Ya, qué río de tibias agujas celestiales !...
Qué nieves me deslumbran el espíritu !...
Venid ! Una tan sólo de vosotras, palomas,
para que anide dentro de mi pecho
y me atraviese el alma con sus alas !...
Señor, ya voy, por cauce de saetas !...
Sólo una más y quedaré dormido.
Este largo morir despedazado
cómo me ausenta del dolor. Ya apenas
el pico de estos buitres me lo siento...
Qué poco falta ya, Señor, para mirarte !...
y miraré con ojos que vencieron las flechas,
y escucharé tu voz con oídos eternos,
y al olor de tus rosas me estaré como en éxtasis,
y tocaré con manos que nutrieron estas fieras palomas,
y gustaré tus mieles con los labios del alma !...

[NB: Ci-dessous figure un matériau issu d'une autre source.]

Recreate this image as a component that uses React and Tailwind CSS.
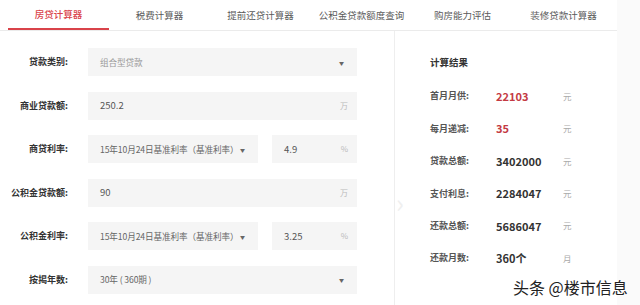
import React from "react";

const font = { fontFamily: '"Noto Sans CJK SC", "Noto Sans", sans-serif' };

const tabs = ["房贷计算器", "税费计算器", "提前还贷计算器", "公积金贷款额度查询", "购房能力评估", "装修贷款计算器"];

function Arrow() {
  return <span className="text-[5px] text-[#666] leading-none">▼</span>;
}

function Row({ label, children }) {
  return (
    <div className="flex items-center h-[28px]">
      <div className="w-[69px] text-right text-[9px] font-bold text-[#333] pr-[1px] whitespace-nowrap">{label}</div>
      <div className="ml-[19px] flex gap-[14px]">{children}</div>
    </div>
  );
}

function Select({ text, w, light }) {
  return (
    <div className={`h-[28px] ${w} bg-[#f5f5f5] flex items-center justify-between pl-[12px] pr-[13px]`}>
      <span className={`text-[8.6px] whitespace-pre tracking-[-0.1px] ${light ? "text-[#999]" : "text-[#666]"}`}>{text}</span>
      <Arrow />
    </div>
  );
}

function Input({ value, unit, w }) {
  return (
    <div className={`h-[28px] ${w} bg-[#f5f5f5] flex items-center justify-between pl-[12px] pr-[9px]`}>
      <span className="text-[9.5px] text-[#555]">{value}</span>
      <span className="text-[8px] text-[#bbb]">{unit}</span>
    </div>
  );
}

const results = [
  ["首月月供:", "22103", "元", true],
  ["每月递减:", "35", "元", true],
  ["贷款总额:", "3402000", "元", false],
  ["支付利息:", "2284047", "元", false],
  ["还款总额:", "5686047", "元", false],
  ["还款月数:", "360个", "月", false],
];

export default function App() {
  return (
    <div className="relative w-[640px] h-[305px] bg-white overflow-hidden flex" style={font}>
      <div className="w-[617px] flex flex-col">
        <div className="flex pl-[8px] h-[31px] border-b border-[#ebebeb]">
          {tabs.map((t, i) => (
            <div
              key={t}
              className={`w-[101px] flex items-center justify-center text-[9.5px] ${
                i === 0 ? "text-[#d9434a] border-b-2 border-[#d9434a] font-medium" : "text-[#5a5a5a]"
              }`}
            >
              {t}
            </div>
          ))}
        </div>
        <div className="flex flex-1">
          <div className="w-[395px] border-r border-[#eeeeee] pt-[17px] flex flex-col gap-[15.5px]">
            <Row label="贷款类别:">
              <Select text="组合型贷款" w="w-[269px]" light />
            </Row>
            <Row label="商业贷款额:">
              <Input value="250.2" unit="万" w="w-[269px]" />
            </Row>
            <Row label="商贷利率:">
              <Select text="15年10月24日基准利率（基准利率）" w="w-[170px]" />
              <Input value="4.9" unit="%" w="w-[85px]" />
            </Row>
            <Row label="公积金贷款额:">
              <Input value="90" unit="万" w="w-[269px]" />
            </Row>
            <Row label="公积金利率:">
              <Select text="15年10月24日基准利率（基准利率）" w="w-[170px]" />
              <Input value="3.25" unit="%" w="w-[85px]" />
            </Row>
            <Row label="按揭年数:">
              <Select text="30年 ( 360期 )" w="w-[269px]" />
            </Row>
          </div>
          <div className="flex-1 pl-[35px] pt-[23px]">
            <div className="h-[16px] flex items-center text-[9.5px] font-bold text-[#333]">计算结果</div>
            <div className="mt-[10px] flex flex-col">
              {results.map(([l, v, u, red]) => (
                <div key={l} className="h-[32.4px] flex items-center">
                  <span className="w-[66px] text-[9px] font-bold text-[#555]">{l}</span>
                  <span className={`w-[67px] text-[11px] font-bold ${red ? "text-[#c43a43]" : "text-[#333]"}`}>{v}</span>
                  <span className="text-[8.5px] text-[#aaa]">{u}</span>
                </div>
              ))}
            </div>
          </div>
        </div>
      </div>
      <div className="flex-1 bg-[#fafafa]" />
      <div className="absolute left-[396px] top-[189px] text-[26px] leading-none text-[#efefef]">›</div>
      <div
        className="absolute left-[513px] top-[279px] text-[16px] leading-none text-[#222]"
        style={{ textShadow: "0 0 2px #fff, 0 0 2px #fff" }}
      >
        头条 @楼市信息
      </div>
    </div>
  );
}
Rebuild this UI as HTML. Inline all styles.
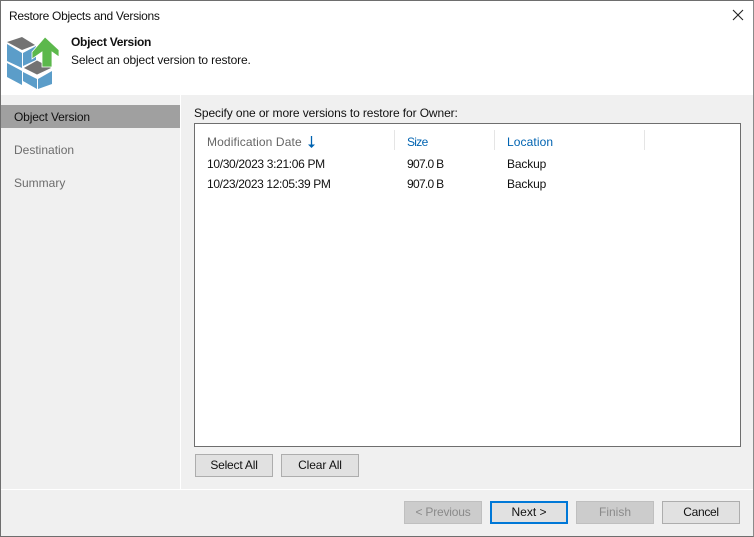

Ya voy, Señor. Ay ! qué sueño de soles,
qué camino de estrellas en mi sueño...
Ya sé que llega mi última paloma...
Ay ! Ya está bien, Señor, que te la llevo
hundida en un rincón de las entrañas.
Eugenio Florit (1903-1999), poète cubain. Poème extrait du recueil intitulé Double accent (1937) et traduit de l'espagnol par Claude Couffon.